By combining these elements, our system creates a comprehensive map of your video content. This structured data powers features like intelligent search, automated editing, and content analysis.

Complete Scene Data Example

Here's how all the pieces come together in a complete scene analysis:

{
  "scene_id": "scene_001",
  "start_time": 2.5,
  "end_time": 5.2,
  "duration": 2.7,
  "metadata": {
    "created_at": "2025-12-11T14:25:30Z",
    "video_source": "interview_001.mp4",
    "resolution": "1920x1080",
    "fps": 30
  },
  "visual_analysis": {
    "brightness": 0.78,
    "contrast": 0.65,
    "color_palette": [
      "#3A5FCD",
      "#87CEEB",
      "#F5F5DC"
    ],
    "lighting_condition": "daylight",
    "environment": "studio"
  },
  "audio_analysis": {
    "has_speech": true,
    "speech_confidence": 0.92,
    "background_noise_level": 0.15,
    "speaker_gender": [
      "male",
      "female"
    ],
    "speech_text": "Let's discuss how AI is transforming video production..."
  },
  "content_analysis": {
    "primary_category": "interview",
    "setting": "studio",
    "subjects": [
      "host",
      "guest"
    ],
    "sentiment": "neutral_positive"
  },
  "shots": [
    {
      "shot_id": "shot_001",
      "start_time": 2.5,
      "end_time": 3.1,
      "keyframe": "https://example.com/keyframes/scene_001_shot_001.jpg",
      "transition": {
        "type": "cut",
        "confidence": 0.98
      }
    },
    {
      "shot_id": "shot_002",
      "start_time": 3.1,
      "end_time": 5.2,
      "keyframe": "https://example.com/keyframes/scene_001_shot_002.jpg",
      "transition": {
        "type": "fade",
        "confidence": 0.95
      }
    }
  ]
}

Key Benefits

  • Efficient Editing: Jump directly to any scene or shot without scrubbing through hours of footage
  • Smart Search: Find content based on visual elements, not just metadata
  • Consistent Quality: Identify and maintain visual consistency across your project
  • Data-Driven Decisions: Get insights into your content structure and pacing

Transforming Video Production with AI

AI-powered scene detection is revolutionizing how we approach video production.

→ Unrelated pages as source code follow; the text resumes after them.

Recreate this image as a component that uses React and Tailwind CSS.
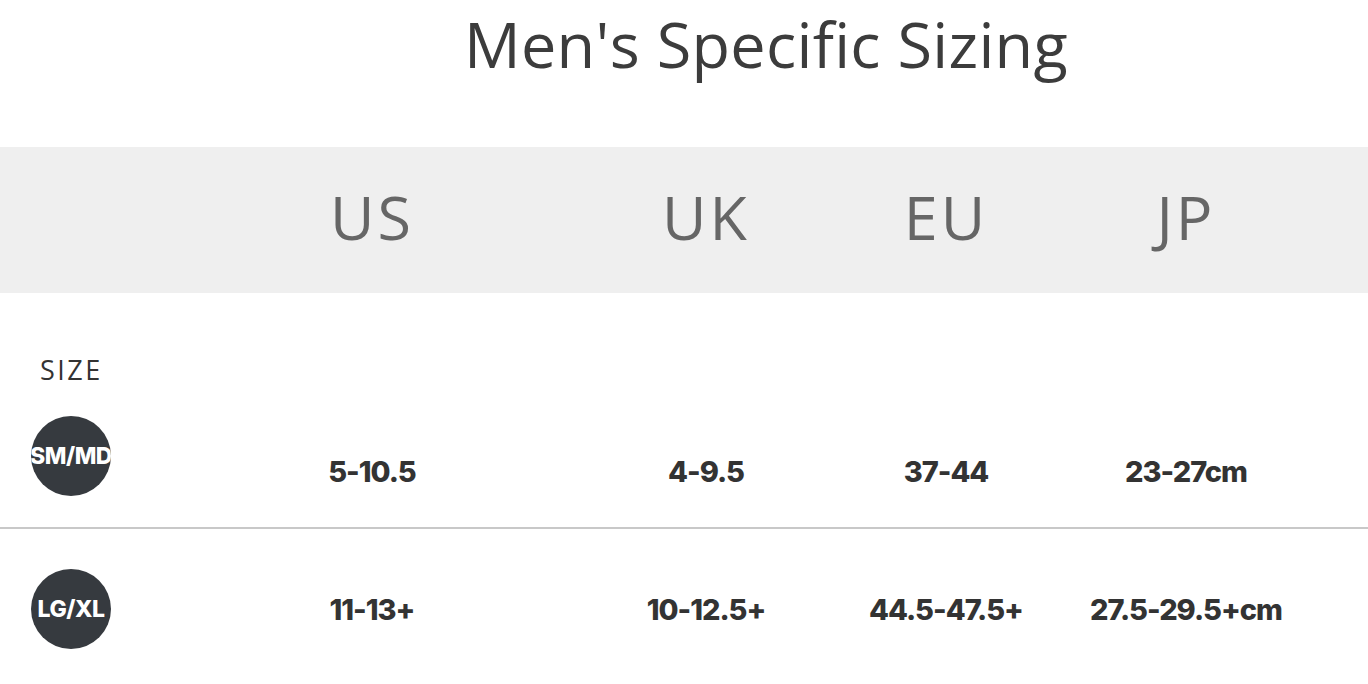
const columns = ['US', 'UK', 'EU', 'JP']

const rows = [
  { size: 'SM/MD', values: ['5-10.5', '4-9.5', '37-44', '23-27cm'] },
  { size: 'LG/XL', values: ['11-13+', '10-12.5+', '44.5-47.5+', '27.5-29.5+cm'] },
]

const grid = 'grid grid-cols-[158px_428px_240px_240px_240px]'

const SizeBadge = ({ label }) => (
  <div className="ml-[31px] w-20 h-20 rounded-full bg-[#363a3f] overflow-hidden flex items-center justify-center">
    <span className="whitespace-nowrap text-white font-extrabold text-[23px] leading-none tracking-[-0.5px] font-['Inter',sans-serif]">
      {label}
    </span>
  </div>
)

const Value = ({ children }) => (
  <div className="text-center text-[#333333] font-extrabold text-[29px] leading-none tracking-[-1px] font-['Inter',sans-serif]">
    {children}
  </div>
)

export default function App() {
  return (
    <div className="w-[1368px] h-[684px] bg-white overflow-hidden font-['Open_Sans',sans-serif]">
      <div className="h-[147px] pl-[164px] pt-[12px] flex justify-center">
        <h1 className="text-[63px] leading-none text-[#3c3c3c] font-normal tracking-[0.3px]">Men's Specific Sizing</h1>
      </div>

      <div className={`${grid} h-[146px] bg-[#efefef] items-center pb-[7px]`}>
        <div />
        {columns.map((c) => (
          <div key={c} className="text-center text-[61px] leading-none text-[#666666] tracking-[3px]">
            {c}
          </div>
        ))}
      </div>

      <div className="pt-[63px] pl-[40px] h-[123px]">
        <span className="text-[27px] leading-none text-[#333333] tracking-[2.5px]">SIZE</span>
      </div>

      <div className={`${grid} h-[111px] items-center`}>
        <div className="self-start">
          <SizeBadge label={rows[0].size} />
        </div>
        {rows[0].values.map((v) => (
          <Value key={v}>{v}</Value>
        ))}
      </div>

      <div className="h-[2px] bg-[#c8c8c8]" />

      <div className={`${grid} h-[160px] items-center`}>
        <SizeBadge label={rows[1].size} />
        {rows[1].values.map((v) => (
          <Value key={v}>{v}</Value>
        ))}
      </div>
    </div>
  )
}
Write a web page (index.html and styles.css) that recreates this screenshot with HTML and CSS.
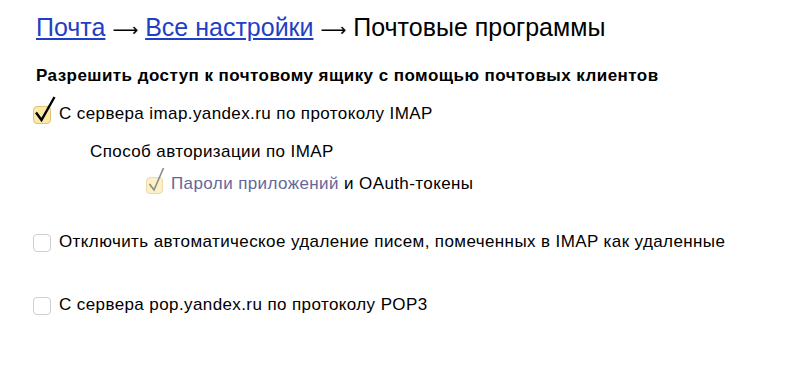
FILE: index.html
```html
<!DOCTYPE html>
<html lang="ru">
<head>
    <meta charset="UTF-8">
    <title>Почтовые программы</title>
    <link rel="stylesheet" href="styles.css">
</head>
<body>
    <div class="page">
        <h1 class="crumbs">
            <a href="#">Почта</a> <span class="arrow">⟶</span> <a href="#">Все настройки</a> <span class="arrow">⟶</span> Почтовые программы
        </h1>

        <div class="section-title">Разрешить доступ к почтовому ящику с помощью почтовых клиентов</div>

        <label class="option option-imap">
            <span class="box box-checked">
                <svg class="tick" width="26" height="30" viewBox="0 0 26 30">
                    <path d="M3 16.5 L8.5 24 L21.5 1" fill="none" stroke="#000" stroke-width="2.4"/>
                </svg>
            </span>
            <span>С сервера imap.yandex.ru по протоколу IMAP</span>
        </label>

        <div class="sub">
            <div class="sub-title">Способ авторизации по IMAP</div>
            <label class="option option-auth">
                <span class="box box-checked box-muted">
                    <svg class="tick" width="26" height="30" viewBox="0 0 26 30">
                        <path d="M3.5 17 L8 23 L17.5 1" fill="none" stroke="#8a8a8a" stroke-width="1.6"/>
                    </svg>
                </span>
                <span><a href="#" class="visited">Пароли приложений</a> и OAuth-токены</span>
            </label>
        </div>

        <label class="option option-delete">
            <span class="box"></span>
            <span>Отключить автоматическое удаление писем, помеченных в IMAP как удаленные</span>
        </label>

        <label class="option option-pop">
            <span class="box"></span>
            <span>С сервера pop.yandex.ru по протоколу POP3</span>
        </label>
    </div>
</body>
</html>
```

FILE: styles.css
```css
body {
    margin: 0;
    font-family: "Liberation Sans", Arial, sans-serif;
    color: #000;
    background: #fff;
}
.page {
    padding: 9px 0 0 36px;
}
.crumbs {
    margin: 0;
    font-size: 25px;
    font-weight: normal;
    line-height: 36px;
    height: 36px;
}
.crumbs a {
    color: #1f3fc5;
}
.arrow {
    font-family: "DejaVu Sans", sans-serif;
    font-size: 18px;
    line-height: 1;
}
.section-title {
    margin-top: 20px;
    font-size: 17px;
    font-weight: bold;
    line-height: 22px;
    letter-spacing: 0.45px;
}
.option {
    display: flex;
    align-items: center;
    font-size: 17px;
    line-height: 22px;
    letter-spacing: 0.4px;
}
.box {
    position: relative;
    flex: none;
    box-sizing: border-box;
    width: 18px;
    height: 18px;
    border: 1px solid #cfcfcf;
    border-radius: 4px;
    margin: 2px 8px 0 -3px;
}
.box-checked {
    background: #fde9a6;
    border-color: #dec27a;
}
.box-muted {
    width: 17px;
    height: 17px;
    background: #fdf0c6;
    border-color: #eadba8;
    margin-left: 0;
}
.tick {
    position: absolute;
    left: -1px;
    top: -11px;
}
.option-imap {
    margin-top: 16px;
}
.sub {
    padding-left: 54px;
    margin-top: 16px;
}
.sub-title {
    font-size: 17px;
    line-height: 22px;
    letter-spacing: 0.4px;
}
.option-auth {
    margin: 10px 0 0 56px;
}
.visited {
    color: #66669a;
    text-decoration: none;
}
.option-delete {
    margin-top: 36px;
}
.option-pop {
    margin-top: 41px;
}
```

By automating the tedious process of scene identification and organization, creators can focus on what truly matters – telling compelling stories. Our technology bridges the gap between raw footage and polished content, making professional-grade video analysis accessible to everyone.

As we continue to refine our algorithms and expand our capabilities, we're excited to see how filmmakers, educators, and content creators will leverage these tools to push the boundaries of visual storytelling. The future of video production is here, and it's more efficient and creative than ever before.